REQUEST:
Find the word "html" in the material below and gather every line that contains it.

────────────────────────────────────────

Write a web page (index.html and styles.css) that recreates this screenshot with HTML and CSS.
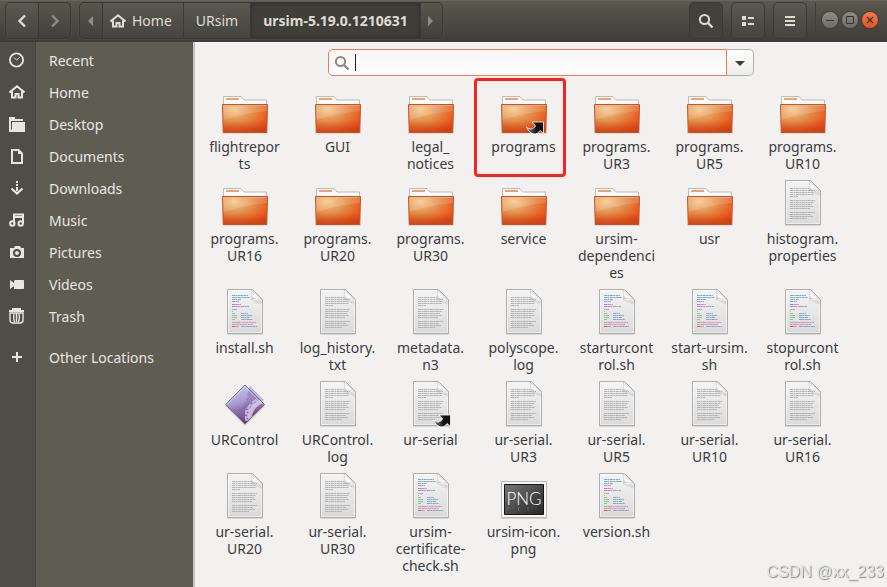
FILE: index.html
```
<!DOCTYPE html>
<html lang="en">
<head>
<meta charset="utf-8">
<meta name="viewport" content="width=device-width, initial-scale=1">
<title>ursim-5.19.0.1210631</title>
<link rel="stylesheet" href="styles.css">
</head>
<body>
<svg class="defs" aria-hidden="true">
  <defs>
    <linearGradient id="paper" x1="0" y1="0" x2="0" y2="1"><stop offset="0" stop-color="#f4f4f4"/><stop offset="1" stop-color="#dadada"/></linearGradient>
    <linearGradient id="curl" x1="0" y1="1" x2="1" y2="0"><stop offset="0" stop-color="#a8a8a8"/><stop offset=".3" stop-color="#fff"/><stop offset="1" stop-color="#d0d0d0"/></linearGradient>
    <radialGradient id="front" cx=".27" cy=".18" r=".95"><stop offset="0" stop-color="#f5c88b"/><stop offset=".45" stop-color="#e28d4a"/><stop offset=".8" stop-color="#ea5a20"/><stop offset="1" stop-color="#dc4a17"/></radialGradient>
    <linearGradient id="shade" x1="0" y1="0" x2="0" y2="1"><stop offset=".6" stop-color="#b83a10" stop-opacity="0"/><stop offset="1" stop-color="#b83a10" stop-opacity=".5"/></linearGradient>
    <linearGradient id="gem" x1="0" y1="0" x2=".3" y2="1"><stop offset="0" stop-color="#cdd8f2"/><stop offset=".5" stop-color="#a99bd0"/><stop offset="1" stop-color="#6b3470"/></linearGradient>
    <linearGradient id="photo" x1="0" y1="0" x2="1" y2="1"><stop offset="0" stop-color="#777"/><stop offset=".5" stop-color="#4c4c4c"/><stop offset="1" stop-color="#262626"/></linearGradient>
    <linearGradient id="arrow" x1="0" y1="0" x2="1" y2="0"><stop offset="0" stop-color="#888"/><stop offset=".6" stop-color="#111"/></linearGradient>
  </defs>
  <symbol id="folder" viewBox="0 0 48 48">
    <path d="M1 45h46v2H1z" fill="#000" opacity=".08"/>
    <path d="M2.500 20V9.500h17.500l3 3.500h22.500V20z" fill="#fafafa" stroke="#bcbcba"/>
    <path d="M5 11h13v2H5z" fill="#f2a06d"/>
    <path d="M1.500 17.500h45l-.7 28H2.200z" fill="url(#front)" stroke="#c2542a"/>
    <path d="M2 18h44l-.7 27H2.700z" fill="url(#shade)"/>
    <path d="M2 18h44v6Q24 26 2.500 33z" fill="#fff" opacity=".14"/>
    <path d="M2.500 18.500h43" stroke="#f2b78a" opacity=".6"/>
  </symbol>
  <symbol id="sheet" viewBox="0 0 48 48">
    <path d="M6 46h36v1H6z" fill="#000" opacity=".1"/>
    <path d="M6.500 1.500h25l10 10v34h-35z" fill="url(#paper)" stroke="#adadad"/>
    <path d="M7.500 2.500H31v9h9.500v33h-33z" fill="none" stroke="#fff" opacity=".5"/>
    <path d="M30 2c1 3 1 6 .3 9.300 3.500-.8 7-.8 10.700.2z" fill="url(#curl)" stroke="#bbb" stroke-width=".5"/>
    <path d="M30 12c4 0 8 0 11 1v4z" fill="#000" opacity=".08"/>
  </symbol>
  <symbol id="text" viewBox="0 0 48 48">
    <use href="#sheet"/>
    <path d="M11 9.500h19M11 11.500h25M11 13.500h24M11 15.500h24M11 17.500h8M11 21.500h25M11 23.500h24M11 25.500h22M11 27.500h24M11 29.500h20M11 33.500h25M11 35.500h21M11 37.500h23M11 39.500h17" stroke="#b2b2b2" fill="none" stroke-dasharray="3 .5 2 .4"/>
  </symbol>
  <symbol id="script" viewBox="0 0 48 48">
    <use href="#sheet"/>
    <g fill="none" stroke-dasharray="3 .4 2 .4">
      <path d="M11 7.500h16M11 9.500h18M11 11.500h9M11 13.500h7M20 18.500h8M20 25.500h7M20 27.500h11M20 29.500h9M20 31.500h12M20 38.500h16" stroke="#86a9c1"/>
      <path d="M11 16.500h4M11 18.500h5" stroke="#aa7fda"/>
      <path d="M15 16.500h5M16 18.500h4M16 34.500h19M15 36.500h17" stroke="#d98fb9"/>
      <path d="M11 21.500h3M11 25.500h3M11 27.500h3M11 29.500h3M11 31.500h3" stroke="#8acb8a"/>
      <path d="M14 21.500h2M11 23.500h1M14 27.500h2M14 29.500h2M11 34.500h5M11 36.500h4M15 38.500h3" stroke="#aaa"/>
      <path d="M11 38.500h4" stroke="#e25555"/>
    </g>
  </symbol>
  <symbol id="link" viewBox="0 0 18 14">
    <path d="M6 1h11.500v11.500l-3.500-3c-3 5-10 5-13.500-3.500 3 3 7 2.500 9-1z" fill="url(#arrow)" stroke="#fff" stroke-width=".8"/>
  </symbol>
  <symbol id="program" viewBox="0 0 48 48">
    <path d="M24 6 44 26 24 46 4 26z" fill="#000" opacity=".15"/>
    <path d="M24 5 43.500 24.500 24 44 4.500 24.500z" fill="url(#gem)"/>
    <path d="M5 25l3 2 1 2 2-1 1 2 2-1 2 1 2-2 2 1 1-2 2-1v-3l3-1-1-3 2-2-1-3 2-2-1-3 2-3 14 14-5 2-4 3-2 4-2 5-3 4-4 2z" fill="#7f6dac" opacity=".45"/>
    <path d="M27 40c-1-9 3-16 12-20l3 3c-7 3-11 9-11 14z" fill="#e3daf2" opacity=".75"/>
    <path d="M27 40h-2v-3h2v-3h-2v-3h3v-3h-1l2-3 2 1 2-2-1-2 3-2 2 2" fill="none" stroke="#d9cdec" stroke-width="2" opacity=".7"/>
    <path d="M24 5 43.500 24.500 24 44 4.500 24.500z" fill="none" stroke="#7b6a94"/>
    <path d="M6 24.500 24 6.500l18 18" fill="none" stroke="#e3f1fb" opacity=".6"/>
  </symbol>
  <symbol id="home" viewBox="0 0 16 16">
    <path d="M.5 8.500 8 2.300l7.500 6.200M3 7.500v6h3.500V10h3v3.500H13v-6" fill="none" stroke="currentColor" stroke-width="2"/>
  </symbol>
  <symbol id="lens" viewBox="0 0 16 16">
    <circle cx="6.500" cy="6.500" r="4.600" fill="none" stroke="currentColor" stroke-width="2"/><path d="m10 10 4.500 4.500" stroke="currentColor" stroke-width="2.400"/>
  </symbol>
</svg>

<header class="titlebar">
  <div class="group nav">
    <button aria-label="Back"><svg viewBox="0 0 16 16"><path d="M11 2.500 5.500 8l5.500 5.500" fill="none" stroke="currentColor" stroke-width="2.400"/></svg></button>
    <button aria-label="Forward" disabled><svg viewBox="0 0 16 16"><path d="M5 2.500 10.500 8 5 13.500" fill="none" stroke="currentColor" stroke-width="2.400"/></svg></button>
  </div>
  <nav class="group path" aria-label="Path">
    <button class="edge" aria-label="Scroll left"><svg viewBox="0 0 16 16"><path d="M10 3v10L5 8z" fill="currentColor"/></svg></button>
    <button><svg viewBox="0 0 16 16"><use href="#home"/></svg>Home</button>
    <button>URsim</button>
    <button class="current">ursim-5.19.0.1210631</button>
    <button class="edge" aria-label="Scroll right"><svg viewBox="0 0 16 16"><path d="M5 3v10l5-5z" fill="currentColor"/></svg></button>
  </nav>
  <div class="tools">
    <button class="tool pressed" aria-label="Search"><svg viewBox="0 0 16 16"><use href="#lens"/></svg></button>
    <button class="tool" aria-label="List view"><svg viewBox="0 0 16 16"><path d="M2 3h4v4H2zM2 9h4v4H2zM8 4h6v2H8zM8 10h6v2H8z" fill="currentColor"/></svg></button>
    <button class="tool" aria-label="Menu"><svg viewBox="0 0 16 16"><path d="M3 3h10v2H3zM3 7h10v2H3zM3 11h10v2H3z" fill="currentColor"/></svg></button>
  </div>
  <div class="window">
    <button aria-label="Minimize"><svg viewBox="0 0 16 16"><path d="M4 8.500h8" stroke="currentColor"/></svg></button>
    <button aria-label="Maximize"><svg viewBox="0 0 16 16"><path d="M4.500 4.500h7v7h-7z" fill="none" stroke="currentColor"/></svg></button>
    <button class="close" aria-label="Close"><svg viewBox="0 0 16 16"><path d="m5 5 6 6m0-6-6 6" stroke="currentColor" stroke-width="1.300"/></svg></button>
  </div>
</header>

<div class="body">
  <aside class="sidebar">
    <a href="#"><svg viewBox="0 0 16 16"><circle cx="7.500" cy="8" r="6.600" fill="none" stroke="currentColor" stroke-width="1.800"/><path d="m5 5.500 2.500 2.500 3.500-3" fill="none" stroke="currentColor"/></svg>Recent</a>
    <a href="#"><svg viewBox="0 0 16 16"><use href="#home"/></svg>Home</a>
    <a href="#"><svg viewBox="0 0 16 16"><path d="M0 1h6v2h8v2H2v8.500h1V6h13v10H0z" fill="currentColor"/></svg>Desktop</a>
    <a href="#"><svg viewBox="0 0 16 16"><path d="M3 2h6.500L13 5.500V15H3z" fill="none" stroke="currentColor" stroke-width="2"/><path d="M9 1v5h5z" fill="currentColor"/></svg>Documents</a>
    <a href="#"><svg viewBox="0 0 16 16"><path d="M7 1h2v2H7zM7 4h2v2H7zM7 7h2v4H7z" fill="currentColor"/><path d="m2.500 8.500 5.500 5 5.500-5" fill="none" stroke="currentColor" stroke-width="2.200"/></svg>Downloads</a>
    <a href="#"><svg viewBox="0 0 16 16"><path d="M5 11.500V2.500h9v9M5 5h9" fill="none" stroke="currentColor" stroke-width="2"/><circle cx="3.300" cy="11.500" r="2.200" fill="none" stroke="currentColor" stroke-width="2"/><circle cx="11.700" cy="11.500" r="2.200" fill="none" stroke="currentColor" stroke-width="2"/></svg>Music</a>
    <a href="#"><svg viewBox="0 0 16 16"><path fill-rule="evenodd" d="M1 4h4l1-2h5l1 2h3v10H1zM8 5a4 4 0 1 0 0 8 4 4 0 0 0 0-8zm0 2a2 2 0 1 1 0 4 2 2 0 0 1 0-4z" fill="currentColor"/></svg>Pictures</a>
    <a href="#"><svg viewBox="0 0 16 16"><path d="M1 4v9l4-3V7zM6 4h8.500l.5.500v8l-.5.500H5V5z" fill="currentColor"/></svg>Videos</a>
    <a href="#"><svg viewBox="0 0 16 16"><path d="M0 3h15M3 1h9" stroke="currentColor" stroke-width="2"/><path d="M1 5h13v7q0 3-3 3H4q-3 0-3-3zM5 6q-1 4 .5 8M7.500 5v9M10 6q1 4-.5 8" fill="none" stroke="currentColor" stroke-width="1.400"/></svg>Trash</a>
    <a href="#" class="other"><svg viewBox="0 0 16 16"><path d="M3 8h10M8 3v10" stroke="currentColor" stroke-width="2"/></svg>Other Locations</a>
  </aside>

  <main class="content">
    <div class="search">
      <label class="field">
        <svg viewBox="0 0 16 16" aria-hidden="true"><use href="#lens"/></svg>
        <span class="caret"></span>
        <input type="text" aria-label="Search files">
      </label>
      <button class="drop" aria-label="Search options"><svg viewBox="0 0 16 16"><path d="M3 6h10l-5 5z" fill="currentColor"/></svg></button>
    </div>

    <ul class="files">
      <li><svg><use href="#folder"/></svg><span>flightrepor<br>ts</span></li>
      <li><svg><use href="#folder"/></svg><span>GUI</span></li>
      <li><svg><use href="#folder"/></svg><span>legal_<br>notices</span></li>
      <li class="marked"><svg><use href="#folder"/><use href="#link" x="26" y="34" width="18" height="14"/></svg><span>programs</span></li>
      <li><svg><use href="#folder"/></svg><span>programs.<br>UR3</span></li>
      <li><svg><use href="#folder"/></svg><span>programs.<br>UR5</span></li>
      <li><svg><use href="#folder"/></svg><span>programs.<br>UR10</span></li>

      <li><svg><use href="#folder"/></svg><span>programs.<br>UR16</span></li>
      <li><svg><use href="#folder"/></svg><span>programs.<br>UR20</span></li>
      <li><svg><use href="#folder"/></svg><span>programs.<br>UR30</span></li>
      <li><svg><use href="#folder"/></svg><span>service</span></li>
      <li><svg><use href="#folder"/></svg><span>ursim-<br>dependenci<br>es</span></li>
      <li><svg><use href="#folder"/></svg><span>usr</span></li>
      <li><svg><use href="#text"/></svg><span>histogram.<br>properties</span></li>

      <li><svg><use href="#script"/></svg><span>install.sh</span></li>
      <li><svg><use href="#text"/></svg><span>log_history.<br>txt</span></li>
      <li><svg><use href="#text"/></svg><span>metadata.<br>n3</span></li>
      <li><svg><use href="#text"/></svg><span>polyscope.<br>log</span></li>
      <li><svg><use href="#script"/></svg><span>starturcont<br>rol.sh</span></li>
      <li><svg><use href="#script"/></svg><span>start-ursim.<br>sh</span></li>
      <li><svg><use href="#script"/></svg><span>stopurcont<br>rol.sh</span></li>

      <li><svg><use href="#program"/></svg><span>URControl</span></li>
      <li><svg><use href="#text"/></svg><span>URControl.<br>log</span></li>
      <li><svg><use href="#text"/><use href="#link" x="26" y="34" width="18" height="14"/></svg><span>ur-serial</span></li>
      <li><svg><use href="#text"/></svg><span>ur-serial.<br>UR3</span></li>
      <li><svg><use href="#text"/></svg><span>ur-serial.<br>UR5</span></li>
      <li><svg><use href="#text"/></svg><span>ur-serial.<br>UR10</span></li>
      <li><svg><use href="#text"/></svg><span>ur-serial.<br>UR16</span></li>

      <li><svg><use href="#text"/></svg><span>ur-serial.<br>UR20</span></li>
      <li><svg><use href="#text"/></svg><span>ur-serial.<br>UR30</span></li>
      <li><svg><use href="#script"/></svg><span>ursim-<br>certificate-<br>check.sh</span></li>
      <li>
        <svg viewBox="0 0 48 48">
          <path d="M1 46h46v1H1z" fill="#000" opacity=".12"/>
          <path d="M1.500 9.500h45v36h-45z" fill="#f7f7f7" stroke="#b9b9b6"/>
          <path d="M4.500 12.500h39v30h-39z" fill="url(#photo)" stroke="#161616"/>
          <text x="24" y="33" text-anchor="middle" class="png-text">PNG</text>
          <path d="M8 35v2M13 35v1M18.500 35v4M28 35v4M32 35v1M36 35v2" stroke="#fff" opacity=".2"/>
        </svg>
        <span>ursim-icon.<br>png</span>
      </li>
      <li><svg><use href="#script"/></svg><span>version.sh</span></li>
    </ul>
  </main>
</div>
<div class="watermark">CSDN @xx_233</div>
</body>
</html>
```
FILE: styles.css
```
*, *::after { box-sizing: border-box; }

body {
  margin: 0;
  min-height: 100vh;
  display: flex;
  flex-direction: column;
  background: #f2f1f0;
  color: #3c3c3c;
  font: 14px/17px "Noto Sans", "Open Sans", sans-serif;
}

button {
  margin: 0;
  padding: 0;
  border: 0;
  background: none;
  color: inherit;
  font: inherit;
  display: flex;
  align-items: center;
  justify-content: center;
}

svg { width: 16px; height: 16px; flex: none; }
.defs { position: absolute; width: 0; height: 0; }

/* Title bar */
.titlebar {
  display: flex;
  align-items: flex-start;
  gap: 8px;
  height: 42px;
  padding: 1px 9px 0 5px;
  background: linear-gradient(#5a584e, #3d3c38);
  border-top: 1px solid #66655a;
  color: #dfdbd2;
}

.group {
  display: flex;
  height: 37px;
  border: 1px solid #3a3934;
  border-radius: 5px;
  box-shadow: 0 0 0 1px #5a594f55;
}

.group button { background: linear-gradient(#5a584f, #45443f); }
.group button:first-child { border-radius: 4px 0 0 4px; }
.group button:last-child { border-radius: 0 4px 4px 0; }
.group button + button { border-left: 1px solid #3a3934; }
.nav button { width: 32px; }
.nav button:disabled, .path .edge { color: #8f8c83; background: none; }
.path button { padding: 0 12px; gap: 6px; }
.path button:nth-child(2) { padding: 0 11px 0 7px; }
.path .edge { padding: 0 2px; width: 22px; }
.path .current {
  background: #3f3e39;
  box-shadow: inset 0 0 4px #2d2c29;
  font-weight: 700;
}

.tools { display: flex; gap: 8px; margin-left: auto; }
.tool {
  width: 34px;
  height: 37px;
  border: 1px solid #3a3934;
  border-radius: 5px;
  background: linear-gradient(#5a584f, #45443f);
}
.tool.pressed { background: #42413c; }

.window {
  display: flex;
  align-items: center;
  gap: 4px;
  height: 35px;
  padding-left: 6px;
  border-left: 1px solid #403f3a;
}
.window button {
  width: 16px;
  height: 16px;
  border-radius: 50%;
  background: linear-gradient(#8f8e87, #6b6a64);
  box-shadow: 0 0 0 1px #3a3934;
  color: #35342f;
}
.window .close { background: linear-gradient(#f4794f, #e4541f); }

/* Sidebar */
.body { flex: 1; display: flex; }

.sidebar {
  flex: none;
  width: 195px;
  padding-top: 2px;
  border-right: 2px solid #c5c3bf;
  background: linear-gradient(90deg, #4f4e46 35px, #46453e 35px, #46453e 36px, #5f5d51 36px);
  color: #e8e6e3;
}
.sidebar a {
  display: flex;
  align-items: center;
  gap: 24px;
  height: 32px;
  padding-left: 9px;
  color: inherit;
  text-decoration: none;
}
.sidebar .other { margin-top: 9px; }

/* Search bar */
.content { flex: 1; padding: 7px 0 12px 3px; }

.search { display: flex; width: 426px; max-width: 100%; height: 27px; margin: 0 auto; }
.content .search { margin-left: calc(50% - 215px); }
.field {
  flex: 1;
  display: flex;
  align-items: center;
  padding: 0 5px;
  border: 1px solid #e87e51;
  border-radius: 5px 0 0 5px;
  background: linear-gradient(#f6f5f4, #fff);
  color: #8d8a84;
}
.field input {
  flex: 1;
  min-width: 0;
  border: 0;
  outline: 0;
  background: none;
  font: inherit;
}
.caret { width: 1px; height: 17px; margin-left: 5px; background: #222; }
.drop {
  width: 27px;
  border: 1px solid #b3b0aa;
  border-left: 0;
  border-radius: 0 5px 5px 0;
  background: linear-gradient(#fff, #ececea);
}

/* File grid */
.files {
  display: grid;
  grid-template-columns: repeat(auto-fill, 93px);
  row-gap: 7px;
  margin: 11px 0 0;
  padding: 0;
  list-style: none;
}
.files li {
  display: flex;
  flex-direction: column;
  align-items: center;
  gap: 3px;
  position: relative;
  text-align: center;
  white-space: nowrap;
}
.files svg { width: 48px; height: 48px; }
.png-text { font: 300 17px Lato, sans-serif; fill: #fff; }

.marked::after {
  content: "";
  position: absolute;
  inset: -9px -2px auto -3px;
  width: 92px;
  height: 99px;
  border: 3px solid #fa2320;
  border-radius: 4px;
}

.watermark {
  position: fixed;
  right: 3px;
  bottom: 6px;
  color: #e2e2e2;
  font: 16px/18px "Liberation Sans", sans-serif;
  text-shadow: 1px 1px 1px #888;
}
```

────────────────────────────────────────

THE REPLY:
Write a web page (index.html and styles.css) that recreates this screenshot with HTML and CSS.
FILE: index.html
<!DOCTYPE html>
<html lang="en">
</html>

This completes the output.